Violence Against Women – Brief Overview
Violence against women in Pakistan, especially against Christian workers, is a phenomenon that is ascertained, but often met with indifference or impunity.
According to the Pakistani NGO “Alliance Against Sexual Harassment,” 91% of domestic workers say they have suffered abuse or sexual violence. The young people belonging to religious minorities are particularly vulnerable,” notes the NGO. According to the organization, each year the complaints are numerous and often imply a kidnapping of the workers who are often torn from their Christian families and forced to marry wealthy businessmen and convert to Islam.

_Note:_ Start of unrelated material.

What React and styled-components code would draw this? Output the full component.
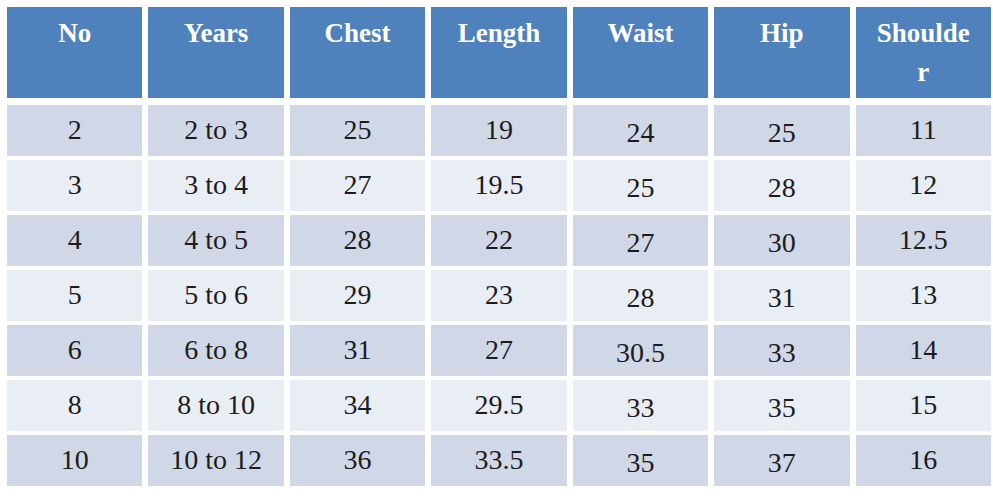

In 2009, the recorded cases of violence against women (Christian or not) increased by 13%, notes the Foundation “Aurat,” active for over 20 years in defense of women in Pakistan. Many cases remain unknown because family, intimidated, not make complaints. According to data compiled by the Foundation, in 2009 there were 1,052 murders of women, 71 cases of rape with homicide, 352 rapes, 265 gang rapes, 1,452 cases of torture, and 1,198 kidnappings.

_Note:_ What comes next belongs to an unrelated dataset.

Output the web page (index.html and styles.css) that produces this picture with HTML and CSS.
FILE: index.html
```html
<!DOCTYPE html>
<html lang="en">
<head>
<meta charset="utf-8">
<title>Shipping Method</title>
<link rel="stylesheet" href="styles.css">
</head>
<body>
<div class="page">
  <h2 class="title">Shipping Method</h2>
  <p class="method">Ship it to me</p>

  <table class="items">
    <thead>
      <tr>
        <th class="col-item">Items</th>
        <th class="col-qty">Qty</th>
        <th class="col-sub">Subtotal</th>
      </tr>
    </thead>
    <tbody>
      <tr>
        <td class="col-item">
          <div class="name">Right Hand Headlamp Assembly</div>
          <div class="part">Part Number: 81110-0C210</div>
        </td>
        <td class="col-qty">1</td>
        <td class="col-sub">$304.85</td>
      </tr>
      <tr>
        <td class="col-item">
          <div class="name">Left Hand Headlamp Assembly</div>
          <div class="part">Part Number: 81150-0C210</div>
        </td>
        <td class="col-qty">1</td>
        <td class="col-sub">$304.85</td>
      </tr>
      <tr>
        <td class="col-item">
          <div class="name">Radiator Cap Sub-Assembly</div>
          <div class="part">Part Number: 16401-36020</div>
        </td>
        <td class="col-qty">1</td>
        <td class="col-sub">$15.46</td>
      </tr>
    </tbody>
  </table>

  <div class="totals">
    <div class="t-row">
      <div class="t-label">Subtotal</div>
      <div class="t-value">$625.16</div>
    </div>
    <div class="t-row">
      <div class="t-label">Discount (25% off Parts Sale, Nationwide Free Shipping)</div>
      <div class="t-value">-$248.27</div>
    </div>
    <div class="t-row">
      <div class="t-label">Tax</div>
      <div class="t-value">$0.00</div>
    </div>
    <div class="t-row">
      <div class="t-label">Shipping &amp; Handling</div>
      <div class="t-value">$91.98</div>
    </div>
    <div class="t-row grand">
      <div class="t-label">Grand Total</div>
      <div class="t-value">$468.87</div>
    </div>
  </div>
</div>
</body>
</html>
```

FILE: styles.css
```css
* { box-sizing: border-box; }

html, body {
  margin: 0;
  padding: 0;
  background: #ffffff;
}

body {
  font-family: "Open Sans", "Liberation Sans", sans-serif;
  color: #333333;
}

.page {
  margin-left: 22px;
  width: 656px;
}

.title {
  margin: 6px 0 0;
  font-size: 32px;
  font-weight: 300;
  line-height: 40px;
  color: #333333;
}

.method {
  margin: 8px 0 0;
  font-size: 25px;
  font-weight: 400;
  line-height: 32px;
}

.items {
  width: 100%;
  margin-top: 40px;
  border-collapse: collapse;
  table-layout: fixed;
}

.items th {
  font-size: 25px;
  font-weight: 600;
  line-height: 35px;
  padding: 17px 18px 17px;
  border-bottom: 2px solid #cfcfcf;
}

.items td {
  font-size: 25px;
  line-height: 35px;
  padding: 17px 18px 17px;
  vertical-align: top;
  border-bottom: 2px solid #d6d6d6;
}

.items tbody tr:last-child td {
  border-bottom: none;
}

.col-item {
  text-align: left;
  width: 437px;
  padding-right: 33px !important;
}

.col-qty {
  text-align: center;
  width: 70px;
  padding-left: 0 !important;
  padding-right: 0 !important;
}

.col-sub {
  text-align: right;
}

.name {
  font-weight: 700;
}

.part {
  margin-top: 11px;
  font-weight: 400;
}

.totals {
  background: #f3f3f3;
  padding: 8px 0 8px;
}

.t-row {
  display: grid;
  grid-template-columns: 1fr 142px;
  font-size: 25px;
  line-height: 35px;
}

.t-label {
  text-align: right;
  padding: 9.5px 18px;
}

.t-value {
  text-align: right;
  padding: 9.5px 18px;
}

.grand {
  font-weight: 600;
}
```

Some of these cases even imply young girls. Social discrimination against religious minorities is widespread, notes the “Justice and Peace Commission” of the Pakistani Bishops’ Conference. In particular, there are many abuses against women perpetrated by Islamic militant groups, but also by members of the middle class. The Christian churches and associations defending the rights of minorities are asking the government to take serious steps to ensure the freedom and rights of women in Pakistan.